■ Directions for this task ■
Only the number is wanted: how many lines in the data contain "that"?

■ Data ■
begin
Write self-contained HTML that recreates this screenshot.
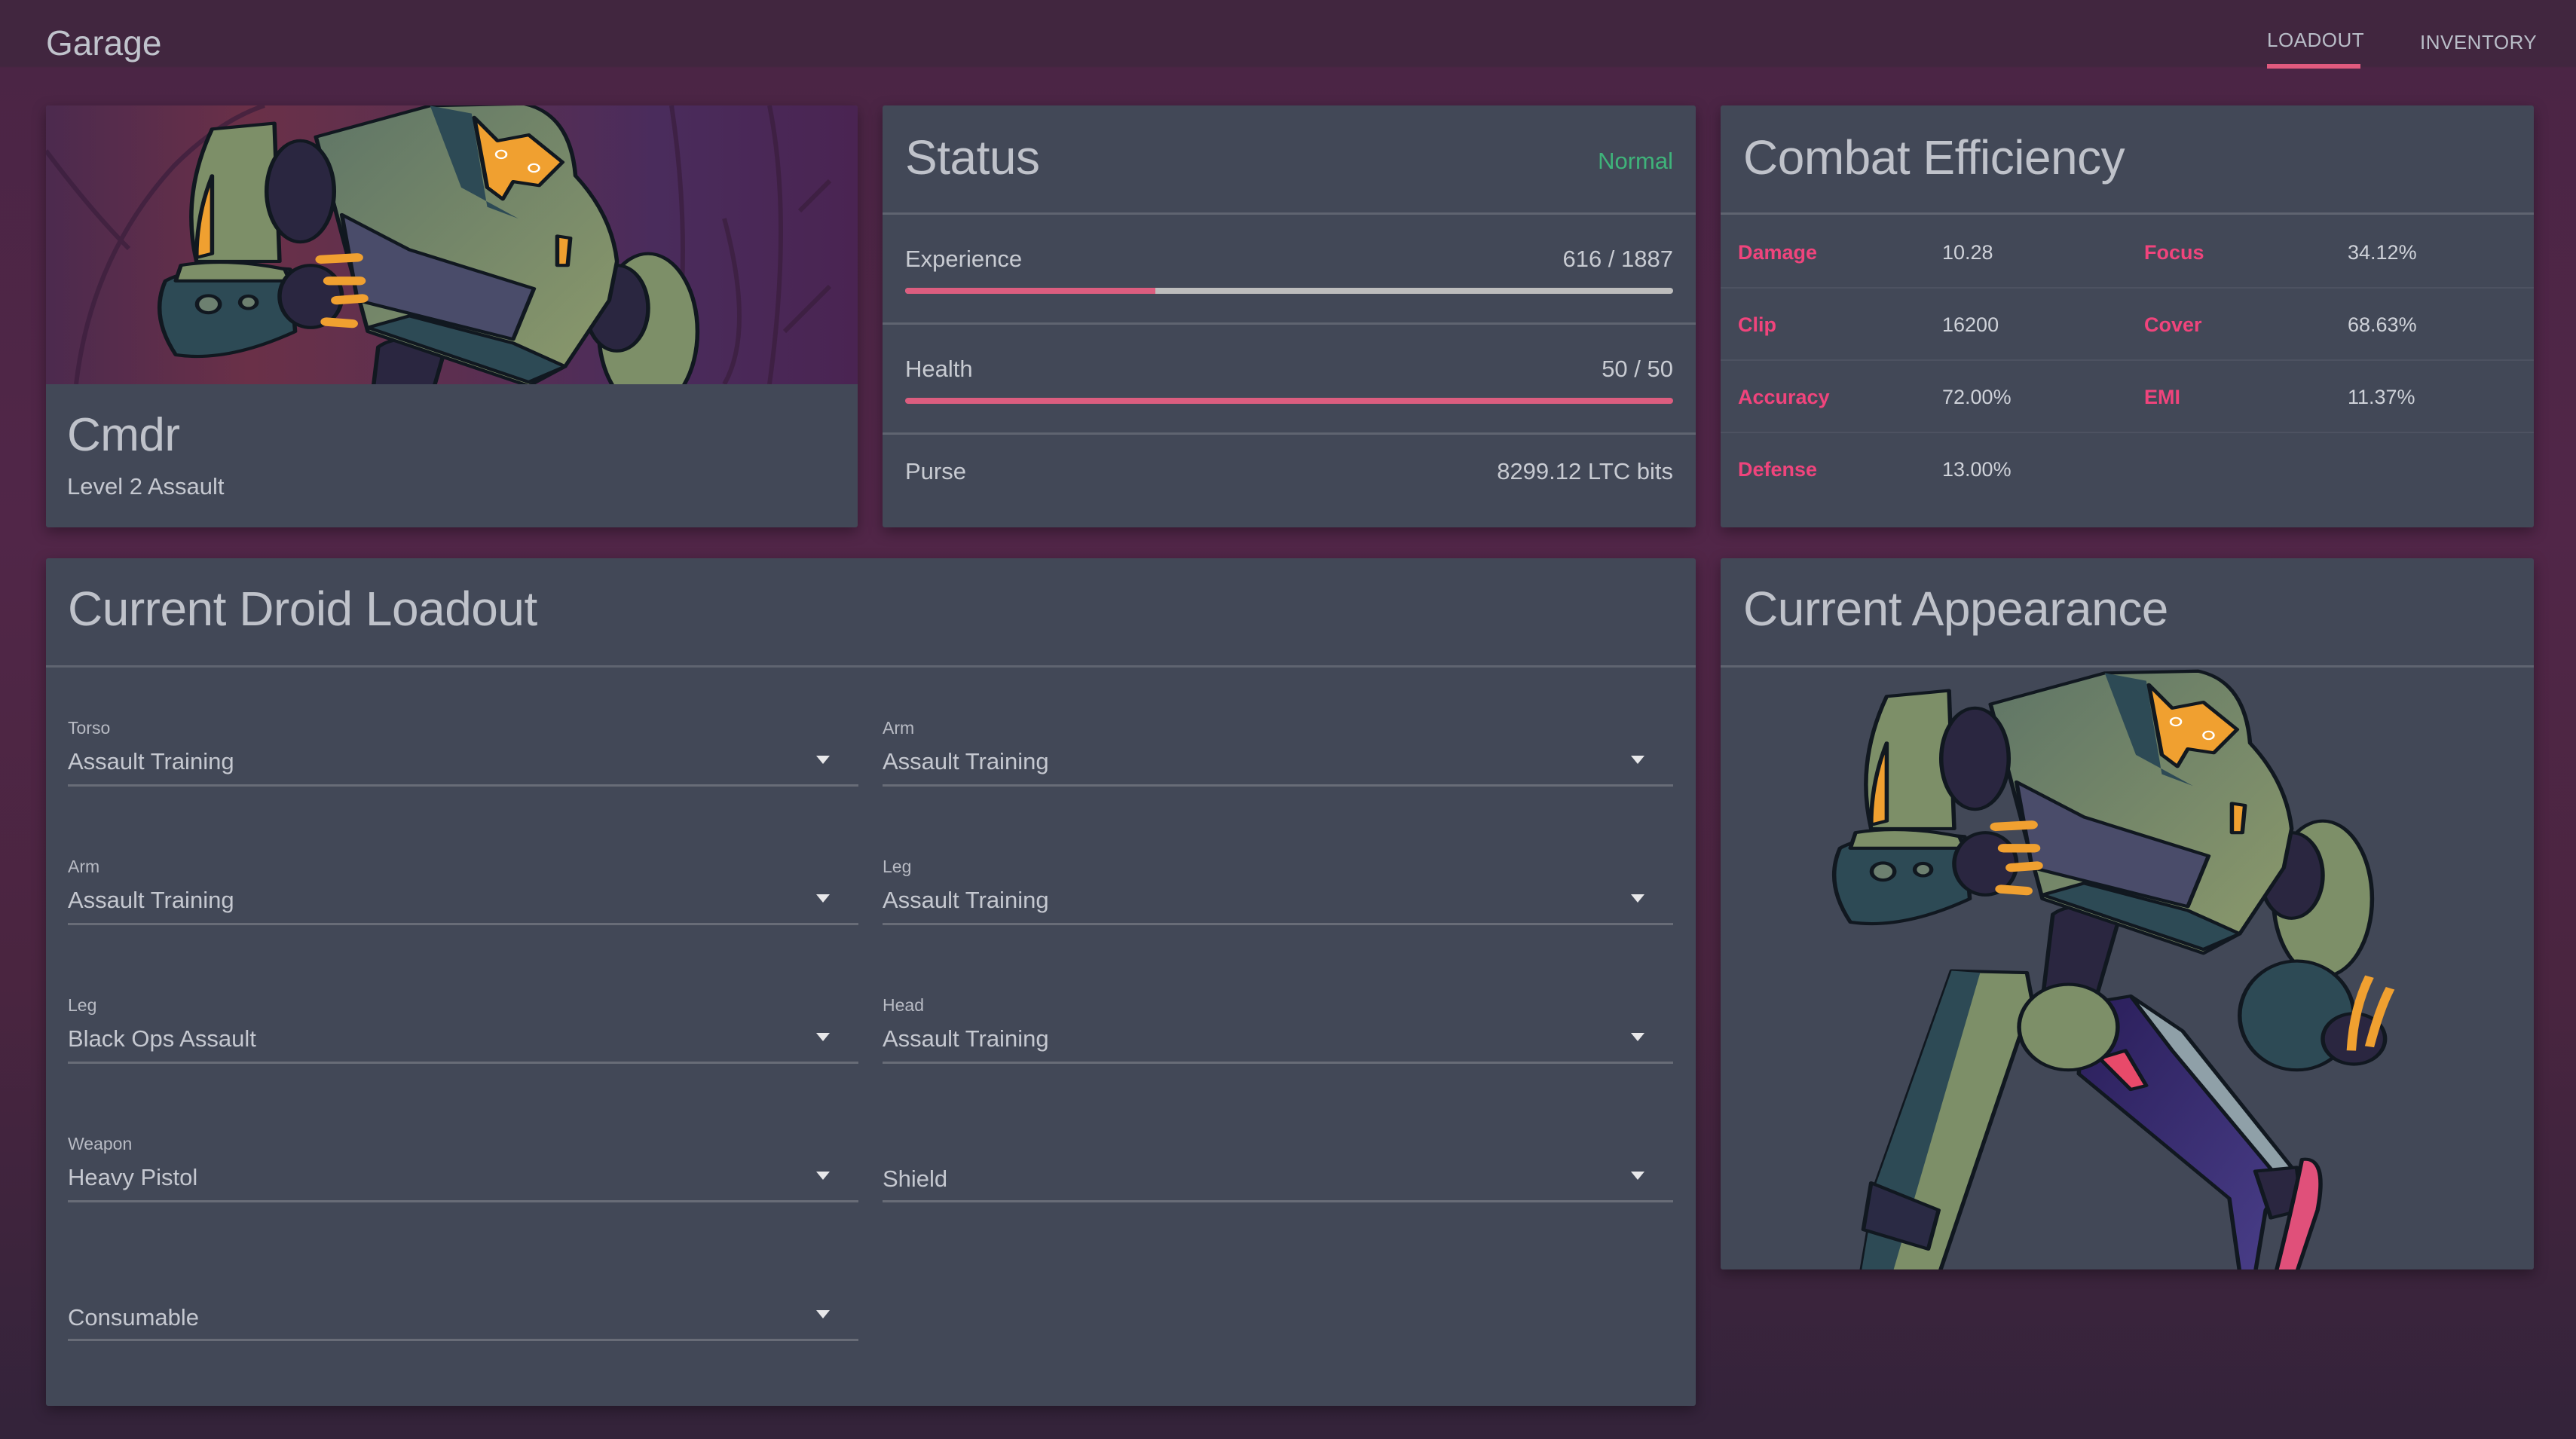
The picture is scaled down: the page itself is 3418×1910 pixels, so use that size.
<!DOCTYPE html>
<html><head><meta charset="utf-8">
<style>
*{box-sizing:border-box;margin:0;padding:0}
html,body{width:3418px;height:1910px;overflow:hidden}
body{font-family:"Liberation Sans",sans-serif;color:#c3c6ce;
background:linear-gradient(180deg,#41263f 0,#41263f 88px,#4b2545 90px,#512648 700px,#4a2540 1300px,#33233a 1910px);position:relative}
.hdr{position:absolute;left:61px;top:30px;font-size:46px;color:#c0c3cc}
.tab{position:absolute;top:38px;font-size:26px;color:#b9bdc8;letter-spacing:.5px}
.ul{position:absolute;left:3008px;top:85px;width:124px;height:6px;background:#e05a7e}
.card{position:absolute;background:#424857;border-radius:3px;box-shadow:0 6px 18px rgba(0,0,0,.35);overflow:hidden}
.title{position:absolute;font-size:64px;color:#bfc2ca;font-weight:300;letter-spacing:-.5px}
.div{position:absolute;left:0;right:0;height:3px;background:#5f6470}
.row{position:absolute;left:30px;right:30px;font-size:31px;color:#c8cbd2}
.row .r{position:absolute;right:0;top:0}
.bar{position:absolute;left:30px;right:30px;height:8px;border-radius:4px;background:#bdbdbd;overflow:hidden}
.bar i{display:block;height:100%;background:#dc5d7f}
.ce{position:absolute;font-size:27px}
.ce.l{color:#f0447c;font-weight:bold}
.ce.v{color:#cfd2d9}
.cdiv{position:absolute;left:0;right:0;height:2px;background:#4d5261}
.f{position:absolute;width:1049px}
.f .lb{position:absolute;top:0;font-size:23px;color:#b8bbc4}
.f .vl{position:absolute;top:40px;font-size:31px;color:#c5c8d0}
.f .ar{position:absolute;right:38px;top:50px;width:0;height:0;border-left:9px solid transparent;border-right:9px solid transparent;border-top:11px solid #e8e8ea}
.f .ln{position:absolute;left:0;right:0;top:88px;height:3px;background:#686c77}
</style></head><body>
<div class="hdr">Garage</div>
<div class="tab" style="left:3008px;top:38px">LOADOUT</div>
<div class="tab" style="left:3211px;top:41px">INVENTORY</div>
<div class="ul"></div>

<div class="card" style="left:61px;top:140px;width:1077px;height:560px">
 <div style="position:absolute;left:0;top:0;width:1077px;height:370px;overflow:hidden;background:linear-gradient(90deg,#4c2a4e 0,#6a3048 25%,#5c2f50 50%,#4a2c5c 75%,#4a2452 100%)">
  <svg style="position:absolute;left:0;top:0" width="1077" height="370" viewBox="0 0 1077 370">
   <g fill="none" stroke="#3a1e3c" stroke-width="6" opacity=".7">
    <path d="M0 60 Q60 140 110 190"/><path d="M40 370 Q60 200 170 80 Q230 20 290 0"/>
    <path d="M830 0 Q860 200 830 370"/><path d="M900 150 Q940 300 900 370"/>
    <path d="M960 0 Q990 150 960 370"/><path d="M1000 140 L1040 100"/><path d="M980 300 L1040 240"/>
   </g>
  </svg>
  <svg style="position:absolute;left:0;top:-10px" width="1080" height="810" viewBox="0 0 1568 1568" preserveAspectRatio="none">
   <use href="#rb"/>
  </svg>
 </div>
 <div class="title" style="left:28px;top:402px;font-size:62px">Cmdr</div>
 <div style="position:absolute;left:28px;top:488px;font-size:31px;color:#c5c8d0">Level 2 Assault</div>
</div>

<div class="card" style="left:1171px;top:140px;width:1079px;height:560px">
 <div class="title" style="left:30px;top:32px">Status</div>
 <div style="position:absolute;right:30px;top:56px;font-size:31px;color:#3fb37a">Normal</div>
 <div class="div" style="top:142px"></div>
 <div class="row" style="top:186px">Experience<span class="r">616 / 1887</span></div>
 <div class="bar" style="top:242px"><i style="width:32.6%"></i></div>
 <div class="div" style="top:288px"></div>
 <div class="row" style="top:332px">Health<span class="r">50 / 50</span></div>
 <div class="bar" style="top:388px"><i style="width:100%"></i></div>
 <div class="div" style="top:434px"></div>
 <div class="row" style="top:468px">Purse<span class="r">8299.12 LTC bits</span></div>
</div>

<div class="card" style="left:2283px;top:140px;width:1079px;height:560px">
 <div class="title" style="left:30px;top:32px">Combat Efficiency</div>
 <div class="div" style="top:142px"></div>
 <div class="ce l" style="left:23px;top:180px">Damage</div><div class="ce v" style="left:294px;top:180px">10.28</div>
 <div class="ce l" style="left:562px;top:180px">Focus</div><div class="ce v" style="left:832px;top:180px">34.12%</div>
 <div class="cdiv" style="top:241px"></div>
 <div class="ce l" style="left:23px;top:276px">Clip</div><div class="ce v" style="left:294px;top:276px">16200</div>
 <div class="ce l" style="left:562px;top:276px">Cover</div><div class="ce v" style="left:832px;top:276px">68.63%</div>
 <div class="cdiv" style="top:337px"></div>
 <div class="ce l" style="left:23px;top:372px">Accuracy</div><div class="ce v" style="left:294px;top:372px">72.00%</div>
 <div class="ce l" style="left:562px;top:372px">EMI</div><div class="ce v" style="left:832px;top:372px">11.37%</div>
 <div class="cdiv" style="top:433px"></div>
 <div class="ce l" style="left:23px;top:468px">Defense</div><div class="ce v" style="left:294px;top:468px">13.00%</div>
</div>

<div class="card" style="left:61px;top:741px;width:2189px;height:1125px">
 <div class="title" style="left:29px;top:30px">Current Droid Loadout</div>
 <div class="div" style="top:142px"></div>
 <div class="f" style="left:29px;top:212px"><div class="lb">Torso</div><div class="vl">Assault Training</div><div class="ar"></div><div class="ln"></div></div>
 <div class="f" style="left:1110px;top:212px"><div class="lb">Arm</div><div class="vl">Assault Training</div><div class="ar"></div><div class="ln"></div></div>
 <div class="f" style="left:29px;top:396px"><div class="lb">Arm</div><div class="vl">Assault Training</div><div class="ar"></div><div class="ln"></div></div>
 <div class="f" style="left:1110px;top:396px"><div class="lb">Leg</div><div class="vl">Assault Training</div><div class="ar"></div><div class="ln"></div></div>
 <div class="f" style="left:29px;top:580px"><div class="lb">Leg</div><div class="vl">Black Ops Assault</div><div class="ar"></div><div class="ln"></div></div>
 <div class="f" style="left:1110px;top:580px"><div class="lb">Head</div><div class="vl">Assault Training</div><div class="ar"></div><div class="ln"></div></div>
 <div class="f" style="left:29px;top:764px"><div class="lb">Weapon</div><div class="vl">Heavy Pistol</div><div class="ar"></div><div class="ln"></div></div>
 <div class="f" style="left:1110px;top:764px"><div class="vl" style="top:42px">Shield</div><div class="ar"></div><div class="ln"></div></div>
 <div class="f" style="left:29px;top:948px"><div class="vl" style="top:42px">Consumable</div><div class="ar"></div><div class="ln"></div></div>
</div>

<div class="card" style="left:2283px;top:741px;width:1079px;height:944px">
 <div class="title" style="left:30px;top:30px">Current Appearance</div>
 <div class="div" style="top:142px"></div>
 <svg style="position:absolute;left:0;top:142px" width="1080" height="810" viewBox="0 0 1568 1568" preserveAspectRatio="none">
  <defs>
   <linearGradient id="gt" x1="0" y1="0" x2="1" y2="1"><stop offset="0" stop-color="#5f7566"/><stop offset="1" stop-color="#8c9a6c"/></linearGradient>
   <linearGradient id="pu" x1="0" y1="0" x2="1" y2="1"><stop offset="0" stop-color="#2a1e5a"/><stop offset="1" stop-color="#4a3f8a"/></linearGradient>
  </defs>
  <g id="rb" stroke="#111820" stroke-width="8" stroke-linejoin="round">
   <path d="M445 785 L590 790 L600 860 L420 1568 L270 1568 L300 1330 Z" fill="#7d8f68"/>
   <path d="M445 785 L500 790 L330 1568 L270 1568 L300 1330 Z" fill="#2d4a55" stroke="none"/>
   <path d="M290 1330 L420 1400 L400 1500 L275 1450 Z" fill="#2a2a44"/>
   <path d="M700 870 L790 850 L890 940 L1100 1290 L1050 1400 L1030 1560 L1000 1560 L980 1370 L690 1050 Z" fill="url(#pu)"/>
   <path d="M790 850 L890 940 L1100 1290 L1070 1310 L870 990 Z" fill="#8fa0a8"/>
   <path d="M1030 1300 L1110 1290 L1120 1400 L1060 1420 Z" fill="#2a2640"/>
   <path d="M1120 1270 Q1170 1260 1150 1400 L1110 1560 L1070 1560 Q1100 1400 1120 1270Z" fill="#e0507a"/>
   <path d="M730 1010 L780 990 L820 1080 L790 1090 Z" fill="#e84a6a"/>
   <path d="M640 640 Q680 600 770 640 L720 870 L620 860 Z" fill="#2a2640"/>
   <ellipse cx="670" cy="930" rx="95" ry="110" fill="#7d8f68"/>
   <ellipse cx="1160" cy="600" rx="95" ry="200" fill="#7d8f68"/>
   <ellipse cx="1100" cy="540" rx="60" ry="110" fill="#2a2640"/>
   <ellipse cx="1110" cy="900" rx="110" ry="140" fill="#2d4a55"/>
   <ellipse cx="1220" cy="960" rx="60" ry="65" fill="#2a2640"/>
   <path d="M1215 990 Q1220 880 1250 800 M1250 980 Q1270 880 1290 830" stroke="#f0a030" stroke-width="18" fill="none"/>
   <path d="M520 100 L740 20 L920 15 Q1010 40 1020 200 Q1090 300 1100 420 L1085 520 L1000 690 L930 740 L620 600 L560 300 Z" fill="url(#gt)"/>
   <path d="M570 300 L700 390 L940 490 L900 620 L720 560 L600 520 Z" fill="#4a4c6a"/>
   <path d="M620 590 L930 730 L1000 690 L900 630 L700 560 Z" fill="#2d4a55"/>
   <path d="M740 20 L820 40 L850 280 L910 310 L800 230 Z" fill="#2d4a55" stroke="none"/>
   <path d="M825 50 L870 110 L930 95 L995 165 L950 225 L900 215 L880 260 L850 230 Z" fill="#f0a030"/>
   <circle cx="877" cy="145" r="10" fill="none" stroke="#fff" stroke-width="4"/>
   <circle cx="940" cy="180" r="10" fill="none" stroke="#fff" stroke-width="4"/>
   <path d="M985 355 L1010 360 L1005 430 L985 430 Z" fill="#f0a030"/>
   <path d="M320 80 L440 65 L450 420 L290 420 Q260 250 320 80Z" fill="#7d8f68"/>
   <path d="M320 200 Q290 300 290 410 L320 400 Z" fill="#f0a030"/>
   <ellipse cx="490" cy="240" rx="65" ry="130" fill="#2a2640"/>
   <path d="M230 470 Q300 420 470 440 L480 600 Q350 680 250 660 Q200 560 230 470Z" fill="#2d4a55"/>
   <path d="M260 430 Q350 410 460 440 L470 470 Q350 470 250 470Z" fill="#7d8f68"/>
   <circle cx="313" cy="530" r="22" fill="#6d8070"/><circle cx="390" cy="525" r="16" fill="#6d8070"/>
   <ellipse cx="510" cy="510" rx="60" ry="80" fill="#2a2640"/>
   <path d="M530 415 L600 410 M545 470 L605 470 M560 520 L610 515 M540 575 L590 580" stroke="#f0a030" stroke-width="22" stroke-linecap="round"/>
  </g>
 </svg>
</div>
</body></html>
end
■ Result of this exercise ■
2